With Board leadership, the decision was made to begin managing our annual grant-making activities through a formal RFP process. Our Program Committee has narrowed the list of research topics to a handful of really exciting areas of exploration, and the first call for proposals will be published here (and promoted through emails and elsewhere) in the coming months. Finally, the Center for Property Tax Reform has been hard at work, conducting outreach and original research. Right now, we’ve got some interesting conversations going in a variety of places, ranging from upstate New York, to Virginia, to Puerto Rico. Those familiar with the long history of my Center Co-Director Josh Vincent’s work to bring Land Value Taxes to cities and towns nationwide, know just how laborious and place-specific these efforts are, but we’re in it for the long haul and happy to have so many opportunities to talk LVT! Our researchers, Mike and Washiq, are also doing some pretty cool things – from creating a “racial bias in property assessments” handbook to exploring LLC ownership in NYC – they’re advancing our understanding of mission-related topics with relevance to today’s most salient topics. Of course, our work is also about making connections and bringing our ideas to new audiences.

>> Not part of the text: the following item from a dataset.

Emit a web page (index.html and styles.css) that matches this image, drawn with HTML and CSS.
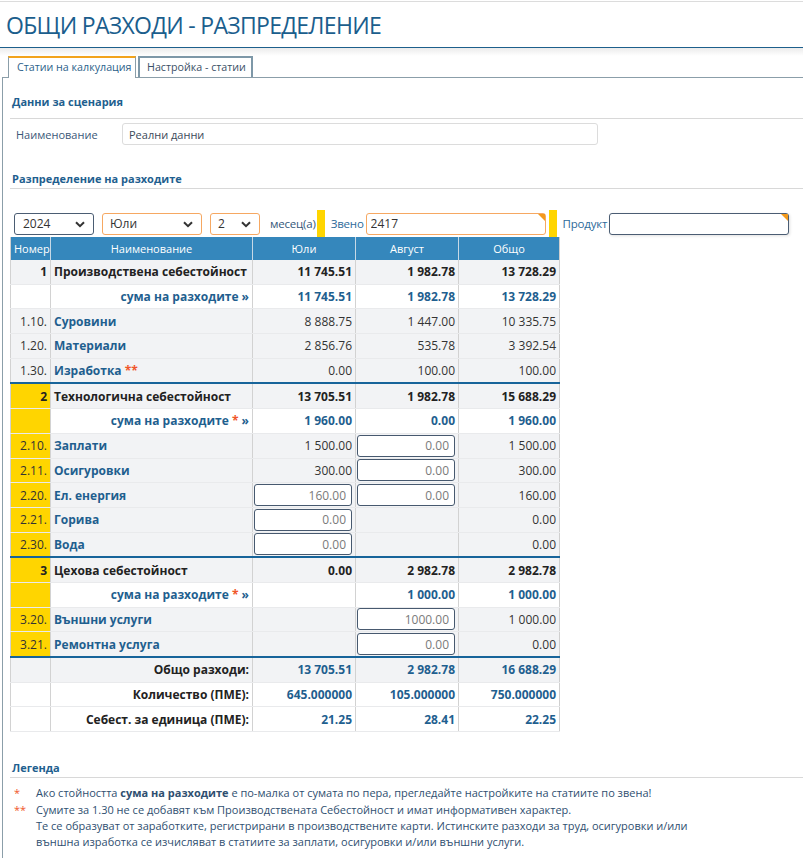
FILE: index.html
```html
<!DOCTYPE html>
<html lang="bg">
<head>
<meta charset="utf-8">
<title>Общи разходи - разпределение</title>
<link rel="stylesheet" href="styles.css">
</head>
<body>
<header class="page-header">
  <h1 class="page-title">ОБЩИ РАЗХОДИ - РАЗПРЕДЕЛЕНИЕ</h1>
</header>
<div class="header-shadow"></div>
<div class="tabs">
  <div class="tab tab-active">Статии на калкулация</div>
  <div class="tab tab-idle">Настройка - статии</div>
</div>
<main class="panel">
  <h2 class="section-title">Данни за сценария</h2>
  <div class="form-row">
    <label class="form-label">Наименование</label>
    <input class="form-input" type="text" value="Реални данни">
  </div>

  <h2 class="section-title section-gap">Разпределение на разходите</h2>
  <div class="controls">
    <div class="select-wrap sel-year">
      <select class="select sel-dark"><option>2024</option></select>
      <svg class="chev" width="10" height="7" viewBox="0 0 10 7"><path d="M1 1.2 L5 5.2 L9 1.2" fill="none" stroke="#333" stroke-width="2"/></svg>
    </div>
    <div class="select-wrap sel-month">
      <select class="select sel-orange"><option>Юли</option></select>
      <svg class="chev" width="10" height="7" viewBox="0 0 10 7"><path d="M1 1.2 L5 5.2 L9 1.2" fill="none" stroke="#333" stroke-width="2"/></svg>
    </div>
    <div class="select-wrap sel-count">
      <select class="select sel-orange"><option>2</option></select>
      <svg class="chev" width="10" height="7" viewBox="0 0 10 7"><path d="M1 1.2 L5 5.2 L9 1.2" fill="none" stroke="#333" stroke-width="2"/></svg>
    </div>
    <span class="ctl-label ctl-months">месец(а)</span>
    <span class="ybar"></span>
    <span class="ctl-label ctl-unit">Звено</span>
    <span class="lookup lookup-orange"><input class="lookup-input" type="text" value="2417"><span class="corner"></span></span>
    <span class="ybar"></span>
    <span class="ctl-label ctl-product">Продукт</span>
    <span class="lookup lookup-dark"><input class="lookup-input" type="text" value=""><span class="corner"></span></span>
  </div>

  <table class="grid">
    <colgroup>
      <col class="c-num"><col class="c-name"><col class="c-val"><col class="c-val"><col class="c-tot">
    </colgroup>
    <thead>
      <tr><th>Номер</th><th>Наименование</th><th>Юли</th><th>Август</th><th>Общо</th></tr>
    </thead>
    <tbody>
      <tr class="grp"><td class="num">1</td><td class="name">Производствена себестойност</td><td class="v">11 745.51</td><td class="v">1 982.78</td><td class="v">13 728.29</td></tr>
      <tr class="sum"><td class="num"></td><td class="sum-label">сума на разходите »</td><td class="v">11 745.51</td><td class="v">1 982.78</td><td class="v">13 728.29</td></tr>
      <tr class="item"><td class="num">1.10.</td><td class="name">Суровини</td><td class="v">8 888.75</td><td class="v">1 447.00</td><td class="v">10 335.75</td></tr>
      <tr class="item"><td class="num">1.20.</td><td class="name">Материали</td><td class="v">2 856.76</td><td class="v">535.78</td><td class="v">3 392.54</td></tr>
      <tr class="item"><td class="num">1.30.</td><td class="name">Изработка <span class="star">**</span></td><td class="v">0.00</td><td class="v">100.00</td><td class="v">100.00</td></tr>

      <tr class="grp sep"><td class="num y">2</td><td class="name">Технологична себестойност</td><td class="v">13 705.51</td><td class="v">1 982.78</td><td class="v">15 688.29</td></tr>
      <tr class="sum"><td class="num y"></td><td class="sum-label">сума на разходите <span class="star">*</span> »</td><td class="v">1 960.00</td><td class="v">0.00</td><td class="v">1 960.00</td></tr>
      <tr class="item"><td class="num y">2.10.</td><td class="name">Заплати</td><td class="v">1 500.00</td><td class="in"><input class="cell-input" value="0.00"></td><td class="v">1 500.00</td></tr>
      <tr class="item"><td class="num y">2.11.</td><td class="name">Осигуровки</td><td class="v">300.00</td><td class="in"><input class="cell-input" value="0.00"></td><td class="v">300.00</td></tr>
      <tr class="item"><td class="num y">2.20.</td><td class="name">Ел. енергия</td><td class="in"><input class="cell-input" value="160.00"></td><td class="in"><input class="cell-input" value="0.00"></td><td class="v">160.00</td></tr>
      <tr class="item"><td class="num y">2.21.</td><td class="name">Горива</td><td class="in"><input class="cell-input" value="0.00"></td><td class="v"></td><td class="v">0.00</td></tr>
      <tr class="item"><td class="num y">2.30.</td><td class="name">Вода</td><td class="in"><input class="cell-input" value="0.00"></td><td class="v"></td><td class="v">0.00</td></tr>

      <tr class="grp sep"><td class="num y">3</td><td class="name">Цехова себестойност</td><td class="v">0.00</td><td class="v">2 982.78</td><td class="v">2 982.78</td></tr>
      <tr class="sum"><td class="num y"></td><td class="sum-label">сума на разходите <span class="star">*</span> »</td><td class="v"></td><td class="v">1 000.00</td><td class="v">1 000.00</td></tr>
      <tr class="item"><td class="num y">3.20.</td><td class="name">Външни услуги</td><td class="v"></td><td class="in"><input class="cell-input" value="1000.00"></td><td class="v">1 000.00</td></tr>
      <tr class="item"><td class="num y">3.21.</td><td class="name">Ремонтна услуга</td><td class="v"></td><td class="in"><input class="cell-input" value="0.00"></td><td class="v">0.00</td></tr>

      <tr class="tot sep"><td class="num"></td><td class="tot-label">Общо разходи:</td><td class="v">13 705.51</td><td class="v">2 982.78</td><td class="v">16 688.29</td></tr>
      <tr class="tot white"><td class="num"></td><td class="tot-label">Количество (ПМЕ):</td><td class="v">645.000000</td><td class="v">105.000000</td><td class="v">750.000000</td></tr>
      <tr class="tot white"><td class="num"></td><td class="tot-label">Себест. за единица (ПМЕ):</td><td class="v">21.25</td><td class="v">28.41</td><td class="v">22.25</td></tr>
    </tbody>
  </table>

  <h2 class="section-title legend-gap">Легенда</h2>
  <ul class="legend">
    <li><span class="lg-mark">*</span><span class="lg-text">Ако стойността <b>сума на разходите</b> е по-малка от сумата по пера, прегледайте настройките на статиите по звена!</span></li>
    <li><span class="lg-mark">**</span><span class="lg-text">Сумите за 1.30 не се добавят към Производствената Себестойност и имат информативен характер.<br>Те се образуват от заработките, регистрирани в производствените карти. Истинските разходи за труд, осигуровки и/или<br>външна изработка се изчисляват в статиите за заплати, осигуровки и/или външни услуги.</span></li>
  </ul>
</main>
</body>
</html>
```

FILE: styles.css
```css
html, body {
  margin: 0;
  padding: 0;
  background: #fff;
}
body {
  font-family: "Open Sans", "Liberation Sans", sans-serif;
  font-size: 12px;
  color: #333;
  height: 858px;
  overflow: hidden;
}
.page-header {
  margin-top: 1px;
  border-top: 1px solid #dcdcdc;
  border-bottom: 1px solid #1d5f8c;
  height: 45px;
}
.page-title {
  margin: 0;
  padding-left: 6px;
  font-size: 23px;
  font-weight: 400;
  line-height: 46px;
  color: #1b5e8d;
  letter-spacing: -0.7px;
}
.header-shadow {
  height: 8px;
  background: linear-gradient(#ebebeb, #fff);
}
.tabs {
  display: flex;
  align-items: flex-start;
  gap: 2px;
  padding-left: 8px;
  height: 21px;
  position: relative;
  z-index: 1;
}
.tab {
  box-sizing: border-box;
  white-space: nowrap;
  font-size: 10.7px;
  color: #3a4f66;
  background: #fff;
}
.tab-active {
  height: 22px;
  width: 128px;
  border: 1px solid #8b9ea9;
  border-top: 2px solid #f2a31c;
  border-bottom: none;
  color: #2c5f8a;
  line-height: 19px;
  padding-left: 8px;
}
.tab-idle {
  height: 21px;
  width: 115px;
  border: 2px solid #7e98a8;
  border-bottom: none;
  line-height: 18px;
  padding-left: 7px;
}
.panel {
  margin-left: 2px;
  border-top: 1px solid #8b9ea9;
  border-left: 1px solid #8b9ea9;
  padding-top: 16px;
  min-height: 800px;
}
.section-title {
  margin: 0 0 0 7px;
  padding: 0 0 8px 2px;
  font-size: 11px;
  font-weight: 700;
  line-height: 16px;
  color: #1f5f8f;
  border-bottom: 1px solid #d8d8d8;
}
.section-gap { margin-top: 26px; padding-bottom: 1px; }
.legend-gap { margin-top: 28px; padding-bottom: 1px; }
.form-row {
  display: flex;
  align-items: center;
  margin-top: 4px;
  height: 22px;
}
.form-label {
  width: 106px;
  padding-left: 13px;
  font-size: 11px;
  color: #3b5878;
}
.form-input {
  box-sizing: border-box;
  width: 476px;
  height: 22px;
  border: 1px solid #dcdcdc;
  border-radius: 3px;
  padding: 0 6px;
  font-family: inherit;
  font-size: 11px;
  color: #3b4a5a;
}
.controls {
  display: flex;
  align-items: center;
  height: 27px;
  margin-top: 21px;
  padding-left: 11px;
}
.select-wrap {
  position: relative;
  height: 22px;
}
.select {
  appearance: none;
  -webkit-appearance: none;
  box-sizing: border-box;
  height: 22px;
  border-radius: 3px;
  background: #fff;
  font-family: inherit;
  font-size: 12px;
  color: #333;
  padding: 0 0 0 8px;
  width: 100%;
}
.sel-dark { border: 1px solid #4b5d73; }
.sel-orange { border: 1px solid #f6a862; }
.sel-year { width: 80px; }
.sel-month { width: 100px; margin-left: 8px; }
.sel-count { width: 50px; margin-left: 8px; }
.sel-month .select, .sel-count .select { padding-left: 7px; }
.sel-year .select { padding-left: 8px; }
.chev {
  position: absolute;
  right: 9px;
  top: 8px;
  pointer-events: none;
}
.ctl-label {
  color: #2d6a9a;
  font-size: 11.5px;
  letter-spacing: -0.2px;
}
.ctl-months { margin-left: 10px; color: #34577a; }
.ybar {
  width: 8px;
  height: 27px;
  background: #ffd500;
  margin-left: 1px;
}
.ctl-unit { margin-left: 6px; }
.ctl-product { margin-left: 6px; }
.lookup {
  position: relative;
  margin-left: 2px;
  height: 22px;
}
.lookup-input {
  box-sizing: border-box;
  display: block;
  width: 180px;
  height: 22px;
  border-radius: 3px;
  font-family: inherit;
  font-size: 12px;
  color: #333;
  padding: 0 4px;
  background: #fff;
}
.lookup-orange .lookup-input { border: 1px solid #f6a862; }
.lookup-orange { margin-right: 2px; }
.lookup-dark .lookup-input { border: 1px solid #4b5d73; box-shadow: 1px 1px 3px rgba(0,0,0,0.12); }
.corner {
  position: absolute;
  right: 1px;
  top: 1px;
  width: 0;
  height: 0;
  border-left: 7px solid transparent;
  border-top: 7px solid #f39a1c;
}
.grid {
  margin-left: 7px;
  border-collapse: collapse;
  width: 550px;
  table-layout: fixed;
  border-left: 1px solid #cfcfcf;
  border-right: 1px solid #cfcfcf;
  border-bottom: 1px solid #cfcfcf;
}
.c-num { width: 40px; }
.c-name { width: 202px; }
.c-val { width: 103px; }
.c-tot { width: 101px; }
.grid th {
  background: #3587bc;
  color: #fff;
  font-weight: 400;
  font-size: 11px;
  height: 23px;
  padding: 0;
  border-left: 1px solid #c7d9e6;
  text-align: center;
}
.grid th:first-child { border-left: none; text-align: left; padding-left: 3px; }
.grid td {
  height: 23.7px;
  padding: 0 3px;
  border-left: 1px solid #d2d2d2;
  border-bottom: 1px solid #e9eaec;
  background: #f2f3f5;
  white-space: nowrap;
}
.grid td.num { text-align: right; padding-right: 3px; }
.grid td.y { background: #ffd500; }
.grid td.name { color: #1f5f8f; font-weight: 700; padding-left: 3px; }
.grid td.v { text-align: right; }
.grid tr.grp td { font-weight: 700; color: #222; }
.grid tr.sum td { background: #fff; color: #1f5f8f; font-weight: 700; }
.grid tr.sum td.y { background: #ffd500; }
.grid td.sum-label { text-align: right; }
.grid tr.sep td { border-top: 2px solid #17649a; }
.grid tr.tot td { color: #1f5f8f; font-weight: 700; }
.grid tr.tot td.tot-label { color: #222; text-align: right; }
.grid tr.white td { background: #fff; }
.grid td.in { padding: 0 0 0 1px; }
.star { color: #f0562a; }
.cell-input {
  box-sizing: border-box;
  display: block;
  width: 98px;
  height: 22px;
  border: 1px solid #47596f;
  border-radius: 3px;
  background: #fff;
  text-align: right;
  padding: 0 5px;
  font-family: inherit;
  font-size: 12px;
  color: #7a7a7a;
}
.legend {
  list-style: none;
  margin: 7px 0 0 0;
  padding: 0 0 0 11px;
  font-size: 11px;
  color: #2f4f70;
  line-height: 16px;
}
.legend li {
  display: flex;
  margin-bottom: 1px;
}
.lg-mark {
  width: 22px;
  color: #f0562a;
  flex: none;
}
.lg-text b { font-weight: 700; }
```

I recently returned (to a flooded house, thanks to Hurricane Ida) from the annual International Association of Assessing Officers (IAAO) conference in Chicago – it was a truly eye opening experience for someone who relies heavily on assessment data in their research, and a great opportunity to connect with professional assessors from across the U.S. and beyond. If you’d like to see a few of my thoughts on the event and the topics discussed, visit our website. The National Conference of State Legislatures annual conference is also coming up, and Covid-permitting, CPTR plans to be there. Summer was a busy time at RSF and fall promises to be even more so!